Tout au long de son entretien avec Antoine Gindt en mars dernier (cf. programme général Musica), Oscar Bianchi (né en 1975) paraît soucieux de forme, de puissance et d’imagination sonores – il cite en particulier Beethoven, Schubert et Stravinsky. Dans Crepuscolo (2004), une pièce qui « rend hommage à cette suspension de l’espace et du temps » qu’implique la spatialisation, le compositeur amplifie certains des sons présents chez Romitelli (sifflements, percussions, etc.) ; son œuvre charnelle et trépidante se déploie circulairement, quand celle de l’aîné, plus diaphane, suivait une seule direction. Le récital se clôt sur d’ultimes sons de la flûte à bec Paetzold, un instrument qu’il faudrait pouvoir entendre mêlé à d’autres, à l’instar de l’harmonium ou des ondes Martenot.

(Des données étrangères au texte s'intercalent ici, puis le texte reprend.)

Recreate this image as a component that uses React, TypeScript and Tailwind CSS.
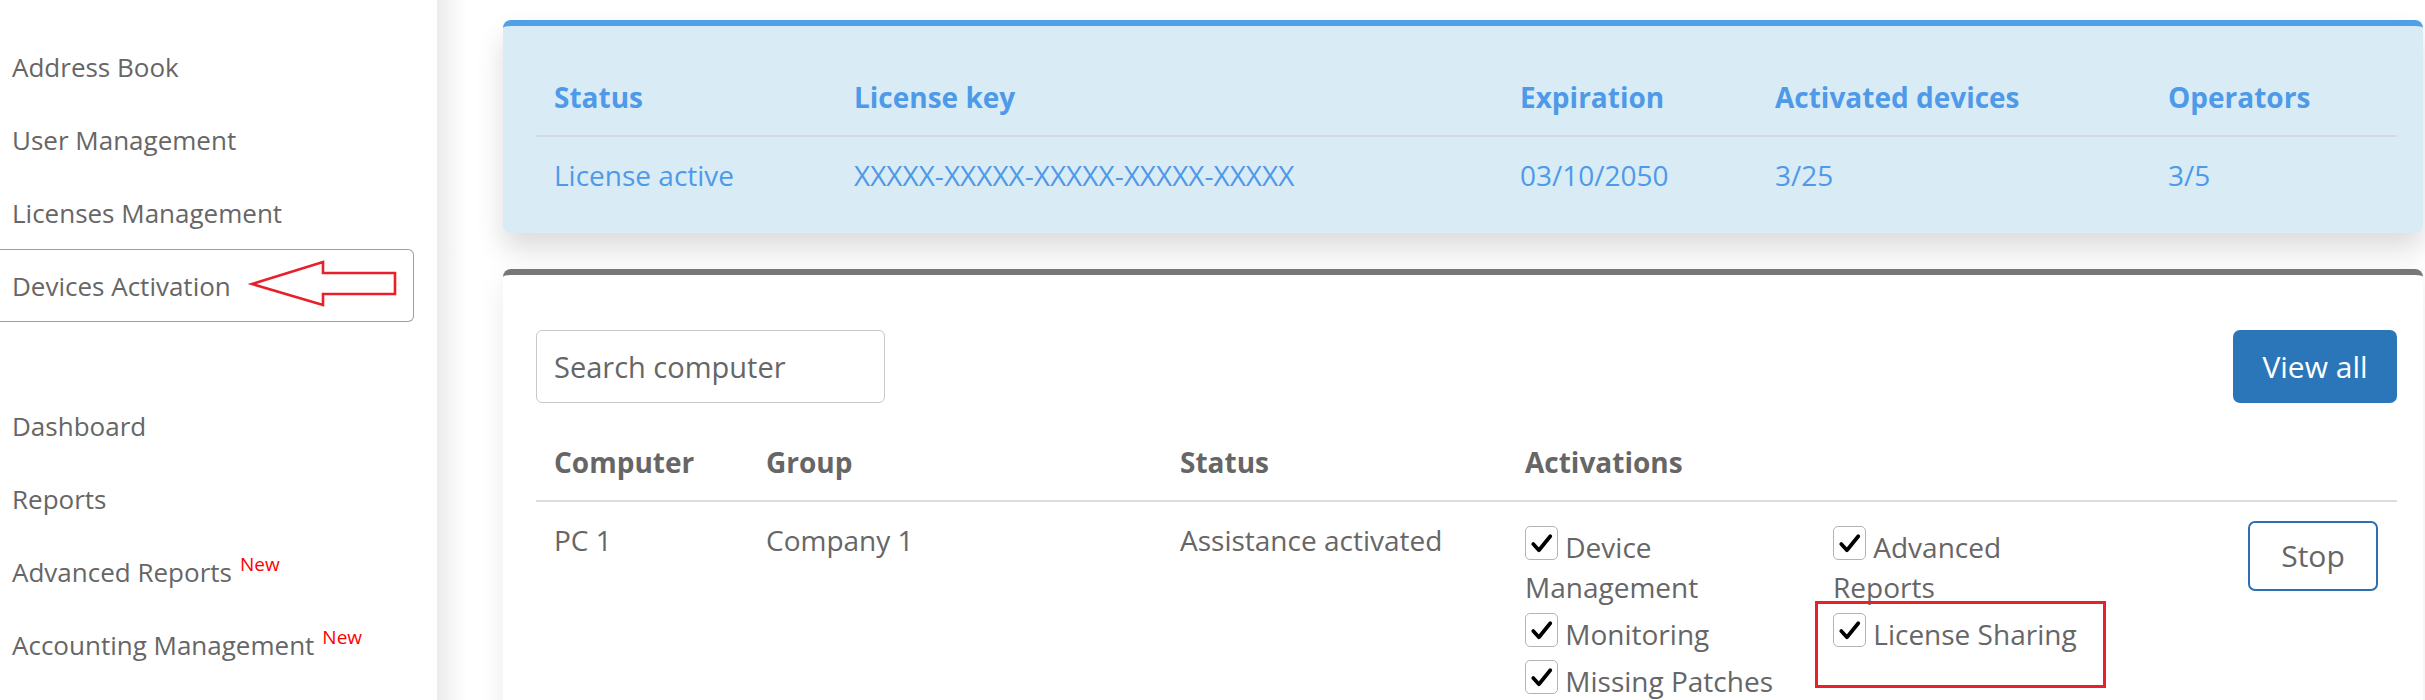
const NAV_TOP = [
  { label: 'Address Book' },
  { label: 'User Management' },
  { label: 'Licenses Management' },
  { label: 'Devices Activation', active: true },
]

const NAV_BOTTOM = [
  { label: 'Dashboard' },
  { label: 'Reports' },
  { label: 'Advanced Reports', isNew: true },
  { label: 'Accounting Management', isNew: true },
]

const ACTIVATIONS = ['Device Management', 'Advanced Reports', 'Monitoring', 'License Sharing', 'Missing Patches']

function NavItem({ label, active, isNew }: { label: string; active?: boolean; isNew?: boolean }) {
  return (
    <div
      className={`relative flex h-[73px] w-[414px] items-center pl-[12px] text-[26px] text-[#666] ${
        active ? 'rounded-r-[6px] border-y-[1.5px] border-r-[1.5px] border-[#9d9d9d]' : ''
      }`}
    >
      <span className="leading-[36px]">
        {label}
        {isNew && <span className="ml-[8px] align-[11px] text-[19px] leading-none text-[#ff0000]">New</span>}
      </span>
      {active && (
        // red annotation arrow pointing at the active item
        <svg className="absolute left-0 top-[-1.5px] h-[73px] w-[416px]" viewBox="0 0 416 73" fill="none">
          <polygon
            points="252,35 323,13 323,24 395,24 395,45 323,45 323,56"
            stroke="#e8202a"
            strokeWidth="2.6"
            strokeLinejoin="miter"
          />
        </svg>
      )}
    </div>
  )
}

function Checkbox() {
  return (
    <span className="mb-[5px] mt-[6px] inline-block h-[34px] w-[33px] rounded-[5px] border-[1.5px] border-[#b3b3b3] bg-white align-[-7px]">
      <svg viewBox="0 0 30 31" className="h-full w-full">
        <polyline points="7,16.5 12.5,22.5 23.5,9" fill="none" stroke="#000" strokeWidth="3.6" strokeLinecap="round" strokeLinejoin="round" />
      </svg>
    </span>
  )
}

export default function App() {
  return (
    <div className="flex min-h-[700px] w-full overflow-hidden bg-white font-['Open_Sans',sans-serif]">
      <aside className="w-[437px] shrink-0 bg-white pt-[30px]">
        {NAV_TOP.map((item) => (
          <NavItem key={item.label} {...item} />
        ))}
        <div className="h-[67px]" />
        {NAV_BOTTOM.map((item) => (
          <NavItem key={item.label} {...item} />
        ))}
      </aside>

      <main className="min-w-0 flex-1 bg-[linear-gradient(to_right,#ececec,#ffffff_30px)] pl-[66px] pr-[2px] pt-[20px]">
        {/* License summary */}
        <section className="rounded-[8px] border-t-[6px] border-t-[#519ee9] bg-[#d9ecf6] pb-[20px] pl-[33px] pr-[26px] pt-[33px] shadow-[0_16px_28px_rgba(0,0,0,0.14)]">
          <div className="grid grid-cols-[300px_666px_255px_393px_247px] text-[28px] leading-[40px] text-[#4e9ae8]">
            {['Status', 'License key', 'Expiration', 'Activated devices', 'Operators'].map((h) => (
              <div key={h} className="border-b-2 border-[#d3dbe0] px-[18px] py-[18px] font-bold">
                {h}
              </div>
            ))}
            {['License active', 'XXXXX-XXXXX-XXXXX-XXXXX-XXXXX', '03/10/2050', '3/25', '3/5'].map((v) => (
              <div key={v} className="px-[18px] py-[18px]">
                {v}
              </div>
            ))}
          </div>
        </section>

        {/* Devices */}
        <section className="mt-[36px] rounded-[8px] border-t-[6px] border-t-[#777777] bg-white pb-[40px] pl-[33px] pr-[26px] pt-[55px] shadow-[0_10px_30px_rgba(0,0,0,0.08)]">
          <div className="flex items-start justify-between">
            <input
              placeholder="Search computer"
              className="h-[73px] w-[349px] rounded-[6px] border-[1.5px] border-[#c9c9c9] bg-white pl-[17px] text-[29px] text-[#666] outline-none placeholder:text-[#666]"
            />
            <button className="h-[73px] w-[164px] rounded-[7px] bg-[#2b76b9] text-[30px] text-white">View all</button>
          </div>

          <div className="grid grid-cols-[212px_414px_345px_723px_167px] text-[28px] leading-[40px] text-[#666]">
            {['Computer', 'Group', 'Status', 'Activations', ''].map((h, i) => (
              <div key={i} className="border-b-2 border-[#dddddd] px-[18px] pb-[18px] pt-[39px] font-bold">
                {h || '\u00a0'}
              </div>
            ))}
            <div className="px-[18px] pt-[18px]">PC 1</div>
            <div className="px-[18px] pt-[18px]">Company 1</div>
            <div className="px-[18px] pt-[18px]">Assistance activated</div>
            <div className="relative px-[18px] pt-[18px]">
              <div className="grid grid-cols-[308px_308px]">
                {ACTIVATIONS.map((a) => (
                  <div key={a} className="w-[262px]">
                    <Checkbox /> {a}
                  </div>
                ))}
              </div>
              {/* red annotation box */}
              <div className="absolute left-[308px] top-[99px] h-[87px] w-[291px] border-[3px] border-[#e8202a]" />
            </div>
            <div className="px-[18px] pt-[19px]">
              <button className="h-[70px] w-[130px] rounded-[7px] border-2 border-[#2d6fb0] bg-white text-[30px] text-[#666]">
                Stop
              </button>
            </div>
          </div>
        </section>
      </main>
    </div>
  )
}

Pour terminer, évoquons l’unique duo de cette fin d’après-midi. Outre deux pièces pour clavecin de Ligeti – Chaconne de Hungarian Rock (1978), qui s’éteint sur des sons de guitare, et Continuum (1968), aux accents de mandoline –, et Drain (2000), épisode des Etudes de Jukka Tiensuu (né en 1948), nous entendons de ce dernier Veto (1997), extrait de Musica ambigua. Cette pièce de six minutes ne manque ni d’énergie ni d’humour, et il est fascinant de suivre comment son créateur utilise des instruments au parfum d’antan dans une course poursuite cartoonesque – une flûte à bec qui bondit et rebondit, ou au contraire se dégonfle, soupire jusqu’à tourner de l’œil, tandis que le claveciniste est convié à des vocalises inattendues, rappelant l’univers de Crumb.